● Data extract:
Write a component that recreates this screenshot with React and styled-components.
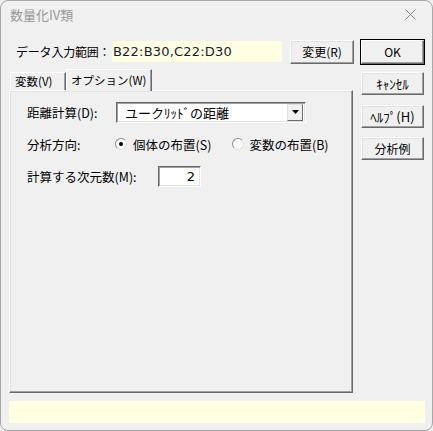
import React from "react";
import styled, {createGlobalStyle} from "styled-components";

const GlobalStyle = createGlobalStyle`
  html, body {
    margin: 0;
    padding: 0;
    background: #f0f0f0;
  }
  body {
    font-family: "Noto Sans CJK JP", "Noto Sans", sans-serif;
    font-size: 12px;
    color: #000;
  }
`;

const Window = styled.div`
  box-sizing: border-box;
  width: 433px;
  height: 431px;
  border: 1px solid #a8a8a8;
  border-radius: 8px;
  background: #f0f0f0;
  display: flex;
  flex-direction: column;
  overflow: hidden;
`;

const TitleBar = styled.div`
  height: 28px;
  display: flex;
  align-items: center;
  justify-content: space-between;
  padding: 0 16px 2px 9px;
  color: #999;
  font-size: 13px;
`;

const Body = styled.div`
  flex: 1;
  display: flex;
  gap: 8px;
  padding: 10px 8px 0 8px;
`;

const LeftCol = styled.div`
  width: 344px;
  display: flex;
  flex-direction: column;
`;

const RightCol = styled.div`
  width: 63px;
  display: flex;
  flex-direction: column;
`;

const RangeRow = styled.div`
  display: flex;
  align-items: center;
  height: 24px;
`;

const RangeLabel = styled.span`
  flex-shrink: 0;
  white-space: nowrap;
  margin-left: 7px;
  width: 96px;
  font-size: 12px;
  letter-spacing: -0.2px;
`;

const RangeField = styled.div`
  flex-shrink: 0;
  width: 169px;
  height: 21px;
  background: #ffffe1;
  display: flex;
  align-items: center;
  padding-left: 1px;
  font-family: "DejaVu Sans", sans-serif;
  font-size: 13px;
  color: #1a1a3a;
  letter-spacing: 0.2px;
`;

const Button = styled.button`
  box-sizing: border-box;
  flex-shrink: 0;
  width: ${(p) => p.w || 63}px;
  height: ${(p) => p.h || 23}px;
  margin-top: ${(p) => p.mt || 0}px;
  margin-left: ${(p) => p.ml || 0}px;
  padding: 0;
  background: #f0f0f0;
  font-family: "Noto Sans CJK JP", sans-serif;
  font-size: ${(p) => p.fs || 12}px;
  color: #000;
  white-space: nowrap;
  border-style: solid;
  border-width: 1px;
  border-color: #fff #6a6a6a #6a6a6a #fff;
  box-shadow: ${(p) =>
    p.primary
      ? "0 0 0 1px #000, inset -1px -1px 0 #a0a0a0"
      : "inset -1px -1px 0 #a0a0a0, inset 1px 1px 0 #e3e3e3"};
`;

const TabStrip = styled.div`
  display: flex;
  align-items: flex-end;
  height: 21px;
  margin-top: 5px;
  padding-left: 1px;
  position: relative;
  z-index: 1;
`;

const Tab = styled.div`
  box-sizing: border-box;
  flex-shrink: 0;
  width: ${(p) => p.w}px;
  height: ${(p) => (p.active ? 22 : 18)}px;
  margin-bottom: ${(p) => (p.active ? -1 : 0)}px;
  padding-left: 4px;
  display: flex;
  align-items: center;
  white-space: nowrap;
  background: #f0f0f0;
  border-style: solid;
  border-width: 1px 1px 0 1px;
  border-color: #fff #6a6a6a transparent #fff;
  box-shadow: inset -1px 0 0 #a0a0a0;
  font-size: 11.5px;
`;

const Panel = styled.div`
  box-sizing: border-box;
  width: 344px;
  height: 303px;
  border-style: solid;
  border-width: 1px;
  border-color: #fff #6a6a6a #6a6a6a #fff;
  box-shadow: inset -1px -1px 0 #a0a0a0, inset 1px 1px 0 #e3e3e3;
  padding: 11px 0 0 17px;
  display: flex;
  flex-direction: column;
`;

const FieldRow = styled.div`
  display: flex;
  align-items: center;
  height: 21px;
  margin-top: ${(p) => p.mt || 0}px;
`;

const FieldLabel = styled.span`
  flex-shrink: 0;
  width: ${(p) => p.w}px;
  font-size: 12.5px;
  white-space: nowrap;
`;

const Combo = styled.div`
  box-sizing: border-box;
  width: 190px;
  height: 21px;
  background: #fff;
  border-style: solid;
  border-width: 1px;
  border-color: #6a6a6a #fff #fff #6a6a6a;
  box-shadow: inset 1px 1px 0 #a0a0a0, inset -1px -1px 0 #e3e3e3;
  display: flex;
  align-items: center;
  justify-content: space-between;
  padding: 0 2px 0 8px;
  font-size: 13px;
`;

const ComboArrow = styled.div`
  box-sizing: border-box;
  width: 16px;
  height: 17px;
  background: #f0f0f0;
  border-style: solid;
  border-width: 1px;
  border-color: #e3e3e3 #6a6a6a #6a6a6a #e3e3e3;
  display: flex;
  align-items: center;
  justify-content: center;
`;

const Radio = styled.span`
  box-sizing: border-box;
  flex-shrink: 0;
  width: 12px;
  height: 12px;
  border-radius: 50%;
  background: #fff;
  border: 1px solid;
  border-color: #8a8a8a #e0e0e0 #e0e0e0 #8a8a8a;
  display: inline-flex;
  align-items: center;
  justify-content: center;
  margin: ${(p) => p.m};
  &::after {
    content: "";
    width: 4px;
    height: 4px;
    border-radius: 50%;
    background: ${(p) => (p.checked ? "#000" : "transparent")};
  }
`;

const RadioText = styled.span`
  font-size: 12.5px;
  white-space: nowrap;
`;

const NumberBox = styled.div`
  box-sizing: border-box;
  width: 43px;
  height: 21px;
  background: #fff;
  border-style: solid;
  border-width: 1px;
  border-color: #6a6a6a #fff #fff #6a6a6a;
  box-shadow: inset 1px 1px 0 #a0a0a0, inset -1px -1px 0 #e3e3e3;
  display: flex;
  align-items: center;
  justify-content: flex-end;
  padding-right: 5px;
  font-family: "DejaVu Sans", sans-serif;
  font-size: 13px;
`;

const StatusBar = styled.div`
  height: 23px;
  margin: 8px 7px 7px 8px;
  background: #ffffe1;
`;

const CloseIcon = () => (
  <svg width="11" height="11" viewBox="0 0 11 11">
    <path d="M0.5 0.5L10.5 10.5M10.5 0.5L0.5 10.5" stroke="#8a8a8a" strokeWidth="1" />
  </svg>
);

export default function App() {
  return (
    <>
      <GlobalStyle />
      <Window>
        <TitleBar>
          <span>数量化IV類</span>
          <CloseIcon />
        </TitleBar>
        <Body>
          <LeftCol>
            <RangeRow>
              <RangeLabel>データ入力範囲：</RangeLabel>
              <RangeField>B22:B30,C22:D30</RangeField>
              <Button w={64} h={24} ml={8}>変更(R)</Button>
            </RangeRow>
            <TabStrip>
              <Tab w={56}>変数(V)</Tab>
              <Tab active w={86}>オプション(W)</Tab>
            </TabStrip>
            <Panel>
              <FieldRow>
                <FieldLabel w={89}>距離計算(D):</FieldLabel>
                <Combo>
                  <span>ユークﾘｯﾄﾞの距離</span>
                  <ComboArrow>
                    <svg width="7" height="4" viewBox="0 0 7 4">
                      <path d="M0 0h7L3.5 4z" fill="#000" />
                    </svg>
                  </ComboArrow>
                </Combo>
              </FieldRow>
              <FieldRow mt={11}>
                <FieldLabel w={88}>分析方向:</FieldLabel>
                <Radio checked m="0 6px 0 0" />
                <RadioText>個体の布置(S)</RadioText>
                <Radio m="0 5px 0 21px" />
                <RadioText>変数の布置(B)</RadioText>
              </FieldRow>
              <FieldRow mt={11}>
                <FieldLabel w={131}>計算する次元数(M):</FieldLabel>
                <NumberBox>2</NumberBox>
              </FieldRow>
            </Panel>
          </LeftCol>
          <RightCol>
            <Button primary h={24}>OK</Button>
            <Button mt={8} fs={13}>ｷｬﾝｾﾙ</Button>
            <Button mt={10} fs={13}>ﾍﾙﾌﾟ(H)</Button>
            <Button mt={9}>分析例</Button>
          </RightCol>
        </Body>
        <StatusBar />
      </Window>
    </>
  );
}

● Set task: Locate all lines that include the word "React" and copy them out.

● In response:
Write a component that recreates this screenshot with React and styled-components.
import React from "react";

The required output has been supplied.